This story appeared in the 2021 summer issue of The Maine Organic Farmer & Gardener in response to the theme “Neighbors.”
I moved to Twitchell Hill Community in 1976. It was started by folks who were tired of being beaten up in the anti-war protests in the Boston area. They wanted to establish an intentional community that lived more closely with the natural abundance of the earth and bought the 70 acres that we still own, camping on it the summer of 1971 while building the 50-by-50 three-story house that I later moved into. The land had 14 to 15 acres of wild blueberries that had been maintained through conventional agricultural practices that included spraying various poisons on the fields. This did not fit with their ideals, and they decided to stop the spraying – which essentially made them organic. When they found that the normal purchasers of wild blueberries would not accept the organic berries because of not passing the maggot tests, they collaborated with others who didn’t want to spray their wild blueberries and formed the Maine Organic Blueberry Growers Cooperative (the MOB).
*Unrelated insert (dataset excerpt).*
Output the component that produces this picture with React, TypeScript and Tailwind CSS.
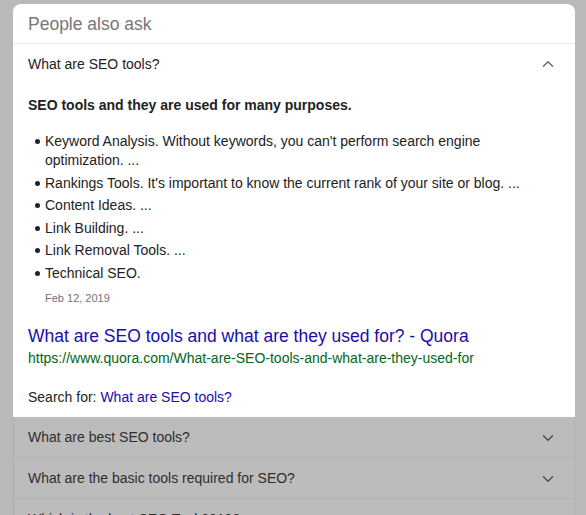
import { ChevronDown, ChevronUp } from 'lucide-react';

const bullets = [
  "Keyword Analysis. Without keywords, you can't perform search engine optimization. ...",
  "Rankings Tools. It's important to know the current rank of your site or blog. ...",
  'Content Ideas. ...',
  'Link Building. ...',
  'Link Removal Tools. ...',
  'Technical SEO.',
];

const related = [
  'What are best SEO tools?',
  'What are the basic tools required for SEO?',
  'Which is the best SEO Tool 2019?',
];

export default function App() {
  return (
    <div
      className="h-[515px] overflow-hidden bg-[#bababa] pt-[4px] pl-[13px] pr-[11px]"
      style={{ fontFamily: '"Liberation Sans", Arial, sans-serif' }}
    >
      {/* Expanded card */}
      <div className="rounded-t-[8px] bg-white">
        <div className="flex h-[40px] items-center border-b border-[#ebebeb] px-[15px] pt-[1px] text-[17.5px] text-[#777777]">
          People also ask
        </div>
        <div className="flex h-[40px] items-center justify-between pl-[15px] pr-[18px] text-[14px] text-[#222]">
          <span>What are SEO tools?</span>
          <ChevronUp className="h-[18px] w-[18px] text-[#5f6368]" strokeWidth={1.75} />
        </div>
        <div className="pl-[15px] pr-[16px] pb-[10px] text-[14px] text-[#222]">
          <p className="pt-[11px] font-bold leading-[20px]">SEO tools and they are used for many purposes.</p>
          <ul className="mt-[17px] flex flex-col gap-[3.5px] pr-[30px]">
            {bullets.map(b => (
              <li key={b} className="flex leading-[19px]">
                <span className="w-[17px] shrink-0">
                  <span className="ml-[7px] mt-[7px] block h-[5px] w-[5px] rounded-full bg-[#222]" />
                </span>
                <span>{b}</span>
              </li>
            ))}
          </ul>
          <div className="mt-[8px] pl-[17px] text-[11px] leading-[14px] text-[#70757a]">Feb 12, 2019</div>
          <a href="#" className="mt-[20px] block text-[17.5px] leading-[22px] text-[#1a0dab]">
            What are SEO tools and what are they used for? - Quora
          </a>
          <div className="mt-[2px] text-[14px] leading-[18px] text-[#006621]">
            https://www.quora.com/What-are-SEO-tools-and-what-are-they-used-for
          </div>
          <div className="mt-[20px] leading-[20px]">
            Search for: <a href="#" className="text-[#1a0dab]">What are SEO tools?</a>
          </div>
        </div>
      </div>
      {/* Dimmed collapsed rows */}
      <div className="border-x border-[#b0b0b0] bg-[#bcbcbc]">
        {related.map(q => (
          <div
            key={q}
            className="flex h-[41px] items-center justify-between border-b border-[#b2b2b2] pl-[14px] pr-[17px] pt-[2px] text-[14px] text-[#2e2e2e]"
          >
            <span>{q}</span>
            <ChevronDown className="h-[18px] w-[18px] text-[#4a4a4a]" strokeWidth={1.75} />
          </div>
        ))}
      </div>
    </div>
  );
}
I immediately got involved in the organizing and marketing, as well as trying to figure out how to grow wild blueberries organically.
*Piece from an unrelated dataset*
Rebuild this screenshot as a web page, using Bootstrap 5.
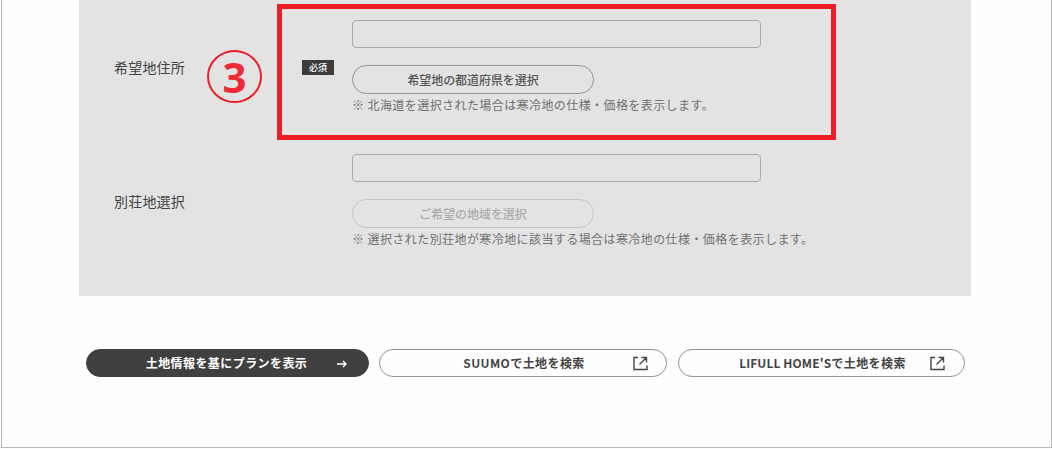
<!DOCTYPE html>
<html lang="ja">
<head>
<meta charset="utf-8">
<title>希望地住所</title>
<link rel="stylesheet" href="https://cdn.jsdelivr.net/npm/bootstrap@5.3.0/dist/css/bootstrap.min.css">
<style>
html,body{height:449px;overflow:hidden;background:#fefefe}
body{font-family:"Noto Sans CJK JP","Noto Sans",sans-serif;color:#3f3f3f}
.page-frame{position:relative;margin-left:1px;width:1051px;height:448px;border:solid #b9b9b9;border-width:0 1px 1px 1px}
.gray-panel{margin-left:77px;width:892px;height:296px;background:#e3e3e3;padding:20px 0 0 35px}
.form-line{height:134px}
.line-label{width:188px;font-size:14px;line-height:20px;letter-spacing:.2px;color:#444;flex:none}
.req-badge{width:32px;height:15px;flex:none;margin-right:18px;background:#3c3c3c;color:#fff;font-size:9px;font-weight:500;line-height:15px;text-align:center;border-radius:0;padding:0}
.req-badge-on{margin-top:40px}
.field-col{width:500px;flex:none}
.plain-input{display:block;width:409px;height:28px;background:#e3e3e3;border:1px solid #ababab;border-radius:4px;padding:0}
.plain-input:focus{background:#e3e3e3;border-color:#ababab;box-shadow:none}
.pill-select{display:block;width:242px;height:29px;margin-top:17px;padding:0;background:#e3e3e3;border:1px solid #949494;border-radius:15px;font-size:12px;font-weight:500;line-height:27px;letter-spacing:-.08px;color:#555}
.pill-select:disabled{background:#e3e3e3;border:1px solid #c6c6c6;color:#ababab;opacity:1}
.note-text{margin:2px 0 0;font-size:12px;line-height:18px;letter-spacing:.42px;color:#717171;white-space:nowrap}
.action-row{margin:53px 0 0 84px;width:880px}
.action-pill{flex:none;height:28px;padding:0;border-radius:14px;font-size:12px;font-weight:700;line-height:26px;color:#444;background:#fefefe;border:1px solid #949494;position:relative;letter-spacing:.42px}
.action-pill.dark-pill{background:#404040;border-color:#404040;color:#fff;width:283px}
.pill-b{width:288px;margin-left:10px;padding-left:2px}
.pill-c{width:287px;margin-left:11px;padding-left:2px}
.action-pill svg{position:absolute;top:6px}
.action-pill svg.arrow-mark{right:20px;top:9px}
.action-pill svg.ext-b{right:18px}
.action-pill svg.ext-c{right:19px}
.latin-part{letter-spacing:.1px}
.pill-a-label{position:relative;left:-1px}
.red-frame{position:absolute;left:275px;top:4px;width:559px;height:136px;border:5px solid #ee1c25}
.red-num{position:absolute;left:205px;top:50px;width:55px;height:53px;border:2px solid #ee1c25;border-radius:50%;color:#ee2a36;font-family:"Open Sans",sans-serif;font-weight:700;font-size:42px;line-height:49px;text-align:center}
</style>
</head>
<body>
<div class="page-frame">
  <div class="gray-panel">
    <div class="form-line d-flex">
      <div class="line-label d-flex align-items-center pb-4 mb-3"><span>希望地住所</span></div>
      <div class="d-flex align-items-start">
        <span class="req-badge req-badge-on badge">必須</span>
        <div class="field-col">
          <input class="plain-input form-control" type="text" aria-label="希望地住所">
          <button class="pill-select btn" type="button">希望地の都道府県を選択</button>
          <p class="note-text">※ 北海道を選択された場合は寒冷地の仕様・価格を表示します。</p>
        </div>
      </div>
    </div>
    <div class="form-line d-flex">
      <div class="line-label d-flex align-items-center pb-4 mb-3"><span>別荘地選択</span></div>
      <div class="d-flex align-items-start">
        <span class="req-badge invisible" aria-hidden="true"></span>
        <div class="field-col">
          <input class="plain-input form-control" type="text" aria-label="別荘地選択">
          <button class="pill-select btn" type="button" disabled>ご希望の地域を選択</button>
          <p class="note-text">※ 選択された別荘地が寒冷地に該当する場合は寒冷地の仕様・価格を表示します。</p>
        </div>
      </div>
    </div>
  </div>
  <div class="action-row d-flex">
    <button class="action-pill dark-pill btn" type="button"><span class="pill-a-label">土地情報を基にプランを表示</span>
      <svg class="arrow-mark" width="12" height="10" viewBox="0 0 12 10" fill="none" stroke="#fff" stroke-width="1.4"><path d="M1 5h9M7 2l3 3-3 3"/></svg>
    </button>
    <button class="action-pill pill-b btn" type="button">SUUMOで土地を検索
      <svg class="ext-b" width="15" height="15" viewBox="0 0 15 15" fill="none" stroke="#444" stroke-width="1.4"><path d="M5 1.5H1v12h13v-4M6.5 8.5 13 2M8.5 1.5h5v5"/></svg>
    </button>
    <button class="action-pill pill-c btn" type="button"><span class="latin-part">LIFULL HOME'S</span>で土地を検索
      <svg class="ext-c" width="15" height="15" viewBox="0 0 15 15" fill="none" stroke="#444" stroke-width="1.4"><path d="M5 1.5H1v12h13v-4M6.5 8.5 13 2M8.5 1.5h5v5"/></svg>
    </button>
  </div>
  <div class="red-frame"></div>
  <div class="red-num">3</div>
</div>
<script src="https://cdn.jsdelivr.net/npm/bootstrap@5.3.0/dist/js/bootstrap.bundle.min.js"></script>
</body>
</html>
We found a dealer in sea worms who had a truck run the length of the Maine coast picking up worms and taking them to the Chelsea Market in Boston. The truck was never full, so we arranged to have the truck stop at various spots along its Downeast run and pick up blueberries on the way to drop them at the New England Federation of Cooperatives (NEFCO) warehouse at the market. NEFCO wanted organic berries so they weren’t concerned about maggot counts, which were never bad, and worked to get a top price for our berries. This lasted into the 80s until too many growers were overwhelmed with weed problems that made organic growing too difficult to maintain. Thus, we could not keep up a large and steady enough supply to work cooperatively.
Twitchell Hill was faced with so much tree growth that one often couldn’t see the rakers in the fields. Blueberries are a biennial crop, so the trees were 2-years-old during harvest. The University of Maine found that if anything taller than a blueberry plant was weed-whacked three times in the fallow field each summer, the trees would be defeated. That has made a huge difference for us: Now the fields have very few trees, and the other weed growth has been seriously diminished. I am able to mow the fields more often than burn them, and we can use a mechanical harvester with the reduction of weed growth. We were organic before MOFGA was certifying wild blueberries and have been certified by MOFGA since they began the wild blueberry certification. This past fall after leaf drop, I was stunned by the beauty of the fields as the different clones of berry plants have different stem colors: yellows, greens, reds and purples. With the sun shining gloriously on the field, it was an impressionistic splendor.